Paris-Nice: All the fun of an “orange alert” cross wind

Paris-Nice – Stage 1 – Bois-d’Arcy to Bois-d’Arcy

Paris-Nice coverage picked up almost where Strade Bianche left off the day before, with a rider shouting at a man on a motorbike.

Yesterday it was Michal Kwiatkowski, who had to point out, with the urgency of a man about to crash, that the moto-rider was about to cut him off as he took a crucial left-hander.

Flash forward to today and there was a BMC rider (Amaël Moinard?) making it quite clear to the two motorbikes capturing all the misery, that they should in no uncertain terms, f*** off.

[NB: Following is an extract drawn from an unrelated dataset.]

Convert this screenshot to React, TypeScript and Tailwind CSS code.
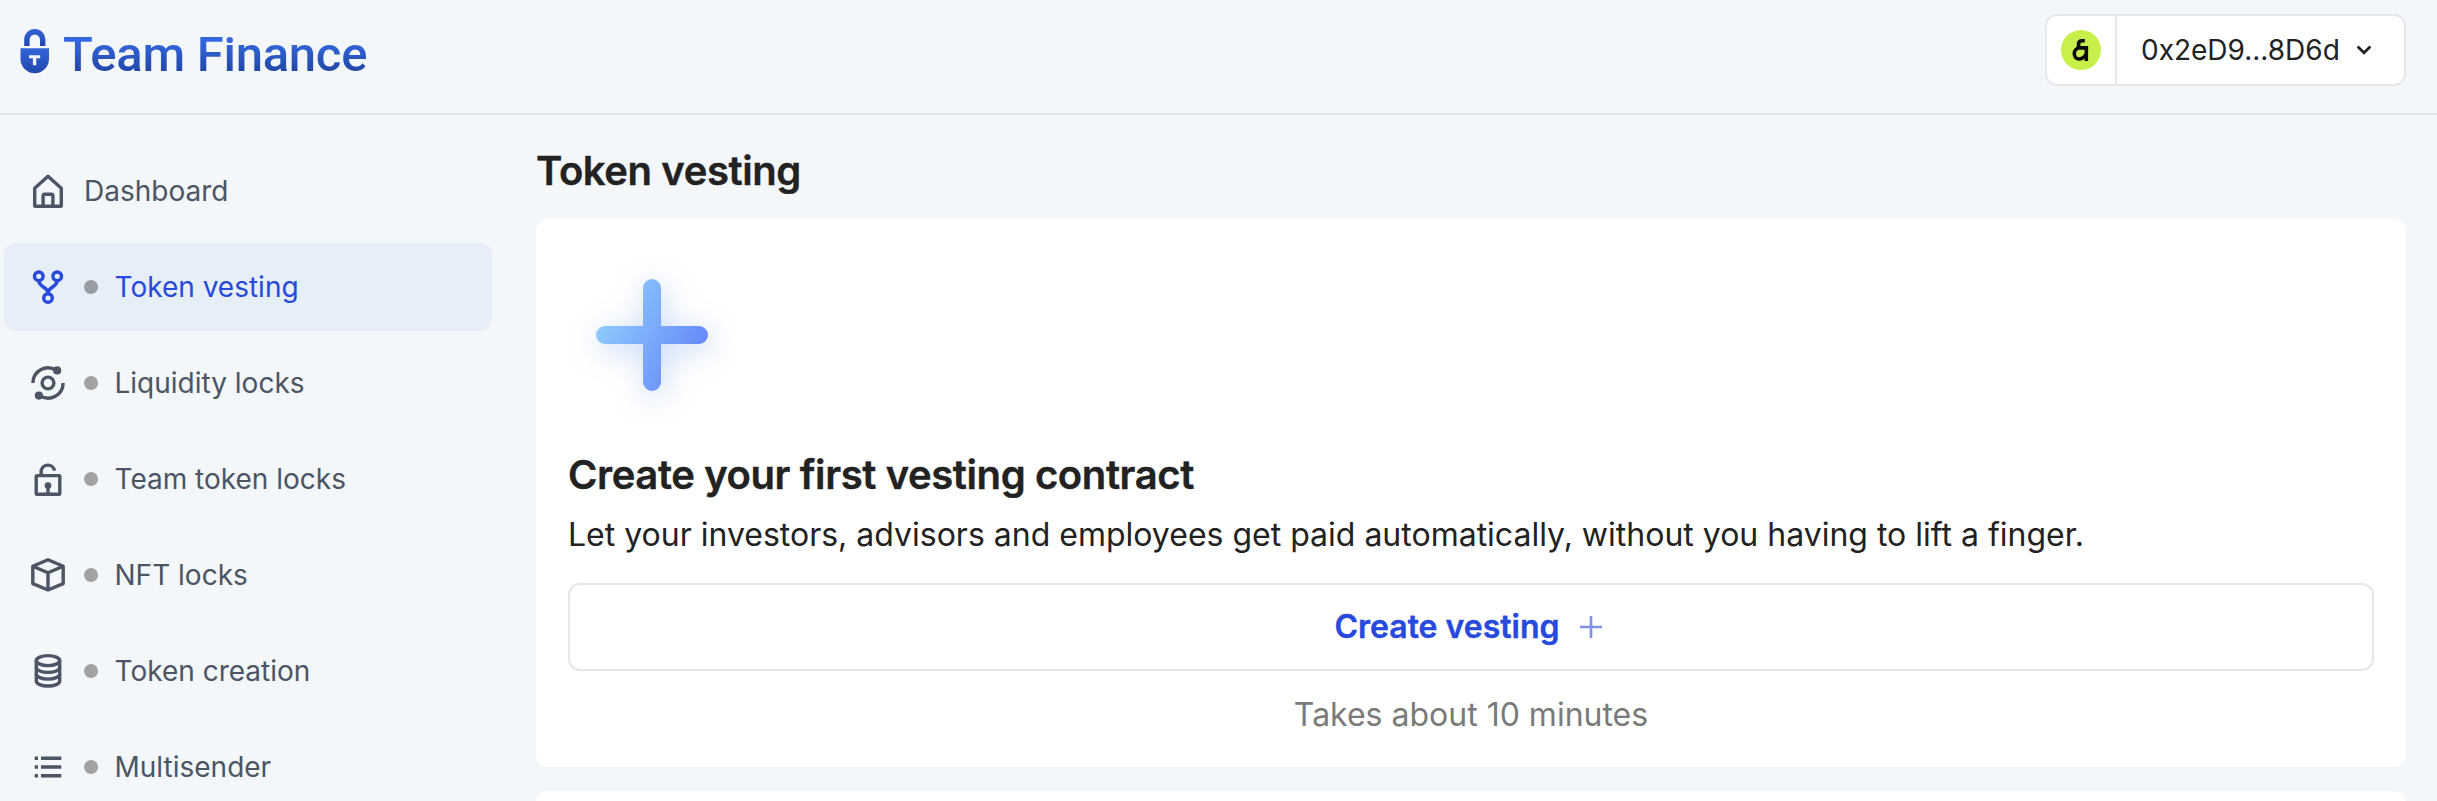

English remains the official language of profanity

English remains the official language of profanity

Curiously English is the preferred language of the expletive, whether by Pole Kwiatkowski or Moinard (?), to who are presumably French moto-riders. Which might be why the point never really gets through.

Great pictures though, which allowed the rest of us to watch one of those courageous kinds of stages, blown open by an “orange alert” cross wind that divided the peloton in two. It would be a thrilling day for the Schadenfreude-cam.

The struggle was obvious. As well as sticky bottles helping along tired riders, there were sticky arm warmers, sticky rain capes, and sticky gloves. It was an ugly day that some might have preferred had played out behind closed doors.

Like Delko Marseille Provence’s Gatis Smukulis for instance.

Smukulis, the Latvian champion, had caught the first echelon, but then spent the day keeping up with it, leaving him no time or energy to remove his leg warmers. He’d got as far as rolling them down to below knee level for a brave “St Trinians” look, but no further.

Latvian champion Smukulis disappointed to drop back, but relieved to sort out his leggings.

Latvian champion Smukulis disappointed to drop back, but relieved to sort out his leggings.

Schadenfreude-cam was there to capture his eventual demise as he slipped off the group. He waved off the camera (this never works), trying to muster what dignity a man with his knees in the wind, could realistically manage.

Meanwhile others were watching their general classification hopes disappear up the road.

Alberto Contador and Richie Porte had been caught out when the peloton split, so too Simon Yates (whose brother Adam was having a better day in Italy). Then there was Romain Bardet, who had come ready to do battle, but who would leave bruised, and beaten up.

First he missed the split, and then he crashed with 40km to race. With grazed skin, cut knees and no (possibly sticky) gloves, he worked hard to regain his place the second group, and looked like he’d restored some hope after scrambling across the finish line. It was only then he heard the news that he’d been disqualified by the race jury who know a thing or two timing and when to deliver bad news.

Barred beaten and bruised at the finish, woulds inflicted mostly by the race jury

Bardet beaten and bruised at the finish, wounds largely inflicted by the race jury

Not that place in the front group was any guarantee of security, as one rider after another discovered.

Frenchman Bryan Coquard of Direct Energie was dropped with just 4.5 km to go. Then Frenchman Sylvain Chavanel of Direct Energie was dropped with just 4.4km to go. It wasn’t just the Frenchmen crumbling.

Mad Jack Bauer followed, then the sprinters Marcel Kittel and André Greipel, which ultimately gifted the stage to French sprinter Arnaud De Démare, who with suitable panache confessed he’d enjoyed himself.

A tough day in the saddle, which we got to see in all its vivid detail, thanks to those f***ing motorbike cameras. Yeah, they need to get out of the way sometimes, but roll on Stage 2.